What if I expect my taxes to go up in retirement?
If you expect to be in a higher tax bracket in retirement than today, Roth is almost certainly better. This might happen if you have significant investment income, pensions, or social security in retirement. Locking in a lower tax rate today by paying tax on contributions now creates massive tax-free upside when rates are higher later. This is Roth's strongest case.
Can I contribute to both a Roth and Traditional IRA?
Yes, but your total contribution across both cannot exceed the annual limit ($7,000 for 2025 if under 50). Your ability to deduct Traditional IRA contributions phases out at higher incomes, especially if you have access to a 401(k). You can contribute to Roth at any income level if you meet income limits. Many people do a combination: contribute to Traditional up to the deduction limit, then Roth for the remainder.
What happens if I need the money before retirement?
Traditional IRA withdrawals before 59.5 face a 10% penalty plus income tax. Roth IRA contributions can be withdrawn anytime penalty-free, though earnings cannot. This gives Roth flexibility that Traditional lacks. If you value liquidity and might need money before 59.5, Roth's contribution flexibility is a huge advantage.
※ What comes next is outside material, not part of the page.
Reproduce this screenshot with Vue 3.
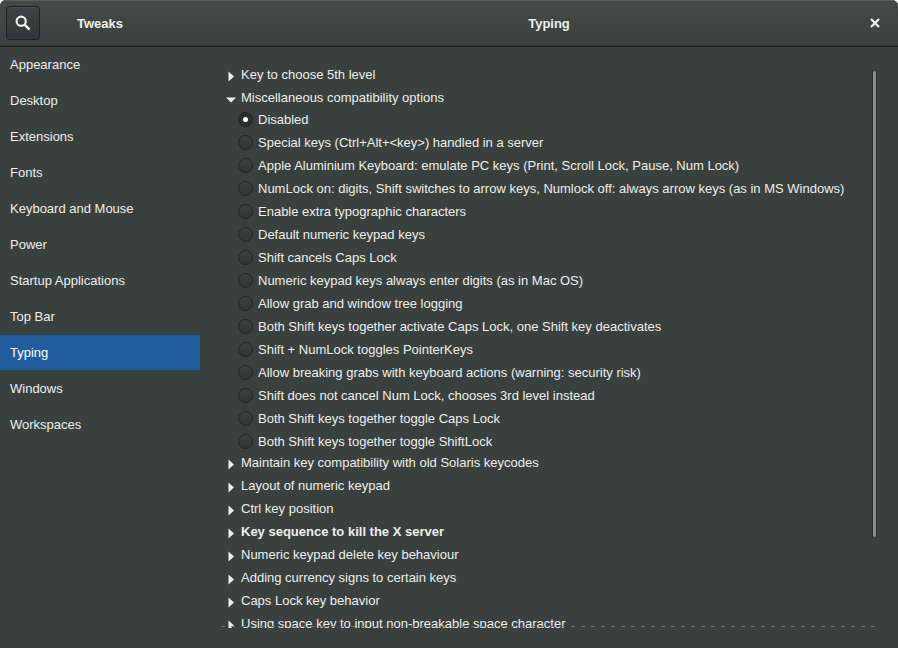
<script setup>
import { ref } from 'vue'

const pages = [
  'Appearance', 'Desktop', 'Extensions', 'Fonts', 'Keyboard and Mouse', 'Power',
  'Startup Applications', 'Top Bar', 'Typing', 'Windows', 'Workspaces',
]
const current = ref('Typing')

const groups = ref([
  { title: 'Key to choose 5th level' },
  {
    title: 'Miscellaneous compatibility options',
    open: true,
    options: [
      'Disabled',
      'Special keys (Ctrl+Alt+<key>) handled in a server',
      'Apple Aluminium Keyboard: emulate PC keys (Print, Scroll Lock, Pause, Num Lock)',
      'NumLock on: digits, Shift switches to arrow keys, Numlock off: always arrow keys (as in MS Windows)',
      'Enable extra typographic characters',
      'Default numeric keypad keys',
      'Shift cancels Caps Lock',
      'Numeric keypad keys always enter digits (as in Mac OS)',
      'Allow grab and window tree logging',
      'Both Shift keys together activate Caps Lock, one Shift key deactivates',
      'Shift + NumLock toggles PointerKeys',
      'Allow breaking grabs with keyboard actions (warning: security risk)',
      'Shift does not cancel Num Lock, chooses 3rd level instead',
      'Both Shift keys together toggle Caps Lock',
      'Both Shift keys together toggle ShiftLock',
    ],
  },
  { title: 'Maintain key compatibility with old Solaris keycodes' },
  { title: 'Layout of numeric keypad' },
  { title: 'Ctrl key position' },
  { title: 'Key sequence to kill the X server', changed: true },
  { title: 'Numeric keypad delete key behaviour' },
  { title: 'Adding currency signs to certain keys' },
  { title: 'Caps Lock key behavior' },
  { title: 'Using space key to input non-breakable space character' },
])
const selected = ref('Disabled')
</script>

<template>
  <div class="window">
    <header class="titlebar">
      <div class="title-left">
        <button class="search" type="button" aria-label="Search">
          <svg width="16" height="16" viewBox="0 0 16 16" fill="none" stroke="currentColor">
            <circle cx="6.2" cy="6.2" r="4.6" stroke-width="2.200" />
            <path d="M9.600 9.600l5 5" stroke-width="2.600" />
          </svg>
        </button>
        <h1>Tweaks</h1>
      </div>
      <div class="title-right">
        <h1>Typing</h1>
        <button class="close" type="button" aria-label="Close">
          <svg width="10" height="10" viewBox="0 0 10 10" fill="none" stroke="currentColor" stroke-width="2.4">
            <path d="M1 1l8 8M9 1l-8 8" />
          </svg>
        </button>
      </div>
    </header>

    <div class="body">
      <nav class="sidebar">
        <a
          v-for="page in pages"
          :key="page"
          href="#"
          :class="{ active: page === current }"
          @click.prevent="current = page"
        >{{ page }}</a>
      </nav>

      <main class="content">
        <div class="scroller">
          <section v-for="group in groups" :key="group.title">
            <button
              class="expander"
              :class="{ changed: group.changed }"
              type="button"
              :aria-expanded="!!group.open"
              @click="group.open = !group.open"
            >
              <svg class="arrow" width="11" height="11" viewBox="0 0 11 11" fill="currentColor">
                <path v-if="group.open" d="M1 3.500h10L6 8.500z" />
                <path v-else d="M3.500 0.500l5.500 5L3.500 10.500z" />
              </svg>
              <span>{{ group.title }}</span>
            </button>
            <div v-if="group.open && group.options" class="options" role="radiogroup" :aria-label="group.title">
              <label v-for="option in group.options" :key="option">
                <input v-model="selected" type="radio" name="compat" :value="option" />
                <span>{{ option }}</span>
              </label>
            </div>
          </section>
        </div>
        <div class="track"><div class="thumb"></div></div>
        <div class="undershoot"></div>
      </main>
    </div>
  </div>
</template>

<style>
body {
  background: #fff;
}
</style>

<style scoped>
.window {
  display: flex;
  flex-direction: column;
  height: 100vh;
  overflow: hidden;
  border-radius: 6px 6px 0 0;
  background: #39413f;
  color: #eeeeec;
  font: 13px/20px "Liberation Sans", Arial, sans-serif;
}

button {
  margin: 0;
  padding: 0;
  border: 0;
  background: none;
  color: inherit;
  font: inherit;
}

.titlebar {
  display: flex;
  flex: none;
  border-bottom: 1px solid #1d2423;
  background: linear-gradient(#434a48, #394140);
  box-shadow: inset 0 1px #56605d, inset 0 -1px #2d3534;
}

.title-left,
.title-right {
  display: grid;
  grid-template-columns: 34px 1fr 34px;
  align-items: center;
  padding: 6px;
}

.title-left {
  flex: none;
  width: 200px;
  box-sizing: border-box;
}

.title-right {
  flex: 1;
}

h1 {
  grid-column: 2;
  margin: 0;
  padding-top: 2px;
  font-size: 13px;
  font-weight: bold;
  text-align: center;
}

.search,
.close {
  display: flex;
  align-items: center;
  justify-content: center;
  height: 34px;
}

.search {
  border: 1px solid #1d2322;
  border-radius: 4px;
  background: linear-gradient(#3e4443, #313736);
  box-shadow: inset 0 1px #474e4c;
}

.body {
  display: flex;
  flex: 1;
  min-height: 0;
}

.sidebar {
  display: flex;
  flex: none;
  flex-direction: column;
  gap: 1px;
  width: 200px;
}

.sidebar a {
  padding: 0 10px;
  color: inherit;
  line-height: 35px;
  text-decoration: none;
}

.sidebar .active {
  background: #215d9c;
  color: #fff;
}

.content {
  position: relative;
  display: flex;
  flex: 1;
  min-width: 0;
  margin: 16px 20px 20px;
}

.scroller {
  flex: 1;
  overflow-y: auto;
  scrollbar-width: none;
  padding-left: 5px;
}

.expander {
  display: flex;
  align-items: center;
  gap: 5px;
  width: 100%;
  height: 23px;
  text-align: left;
}

.expander .arrow {
  flex: none;
  margin-top: 3px;
}

.changed {
  font-weight: bold;
}

.options {
  display: grid;
  gap: 3px;
  padding-left: 13px;
}

.options label {
  display: flex;
  align-items: center;
  gap: 5px;
  height: 20px;
  white-space: nowrap;
}

.options span {
  padding-top: 2px;
}

.options input {
  display: grid;
  flex: none;
  place-content: center;
  width: 15px;
  height: 15px;
  margin: 0;
  border: 1px solid #1f2525;
  border-radius: 50%;
  appearance: none;
  background: linear-gradient(#3b4241, #303636);
}

.options input:checked {
  background: #2b3130;
}

.options input:checked::before {
  width: 5px;
  height: 5px;
  border-radius: 50%;
  background: #fff;
  content: "";
}

.track {
  position: absolute;
  top: 7px;
  right: 1px;
  bottom: 7px;
  width: 5px;
}

.thumb {
  height: 85%;
  box-sizing: border-box;
  border: 1px solid #2a302f;
  border-radius: 3px;
  background: #878d8b;
}

.undershoot {
  position: absolute;
  right: 2px;
  bottom: 1px;
  left: 1px;
  height: 1px;
  background: repeating-linear-gradient(90deg, #69706e 0 4px, transparent 4px 10px);
}
</style>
Traditional offers only a few narrow exceptions to the early withdrawal penalty.
How long does it take for Roth growth to exceed Traditional?
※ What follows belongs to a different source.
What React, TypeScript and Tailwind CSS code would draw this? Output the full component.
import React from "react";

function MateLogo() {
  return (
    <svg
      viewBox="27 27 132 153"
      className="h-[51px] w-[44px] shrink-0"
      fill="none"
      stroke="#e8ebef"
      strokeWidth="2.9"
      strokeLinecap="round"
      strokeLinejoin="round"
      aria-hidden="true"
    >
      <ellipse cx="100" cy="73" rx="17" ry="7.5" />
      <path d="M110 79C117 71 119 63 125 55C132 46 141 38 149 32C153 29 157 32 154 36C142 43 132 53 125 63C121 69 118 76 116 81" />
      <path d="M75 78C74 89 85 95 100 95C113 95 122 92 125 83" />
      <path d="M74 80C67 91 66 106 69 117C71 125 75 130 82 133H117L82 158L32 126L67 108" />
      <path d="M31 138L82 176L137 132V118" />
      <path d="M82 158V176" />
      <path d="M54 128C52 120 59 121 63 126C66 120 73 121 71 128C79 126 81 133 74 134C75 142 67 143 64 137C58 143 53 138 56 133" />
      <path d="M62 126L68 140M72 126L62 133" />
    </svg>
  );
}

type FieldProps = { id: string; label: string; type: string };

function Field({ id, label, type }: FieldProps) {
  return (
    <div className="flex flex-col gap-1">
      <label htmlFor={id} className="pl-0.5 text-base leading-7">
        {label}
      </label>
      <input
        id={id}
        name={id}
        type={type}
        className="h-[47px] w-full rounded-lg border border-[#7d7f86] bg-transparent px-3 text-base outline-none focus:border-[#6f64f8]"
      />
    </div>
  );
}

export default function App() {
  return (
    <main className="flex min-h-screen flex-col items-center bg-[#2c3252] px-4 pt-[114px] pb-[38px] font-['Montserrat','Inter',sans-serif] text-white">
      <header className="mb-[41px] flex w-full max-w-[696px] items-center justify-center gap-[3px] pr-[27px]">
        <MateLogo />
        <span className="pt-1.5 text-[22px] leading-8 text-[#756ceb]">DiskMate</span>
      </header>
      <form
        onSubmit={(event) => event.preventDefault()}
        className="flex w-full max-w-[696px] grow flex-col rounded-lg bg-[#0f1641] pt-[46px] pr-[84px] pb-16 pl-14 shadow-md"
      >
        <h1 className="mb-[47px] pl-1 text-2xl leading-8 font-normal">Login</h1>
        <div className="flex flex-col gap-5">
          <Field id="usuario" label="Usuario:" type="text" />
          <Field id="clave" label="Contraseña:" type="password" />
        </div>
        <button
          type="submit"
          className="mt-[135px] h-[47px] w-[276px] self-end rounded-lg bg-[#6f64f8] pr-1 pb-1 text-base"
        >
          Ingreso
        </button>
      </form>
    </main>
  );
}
When tax rates are equal, Roth exceeds Traditional almost immediately because you're investing the full $7,000 (you paid tax upfront) versus investing less after-tax proceeds in Traditional. As time passes and investment returns compound, this advantage grows. By retirement, a Roth could be worth 20-30% more than Traditional if rates are equal, just from tax-free growth of a larger starting amount.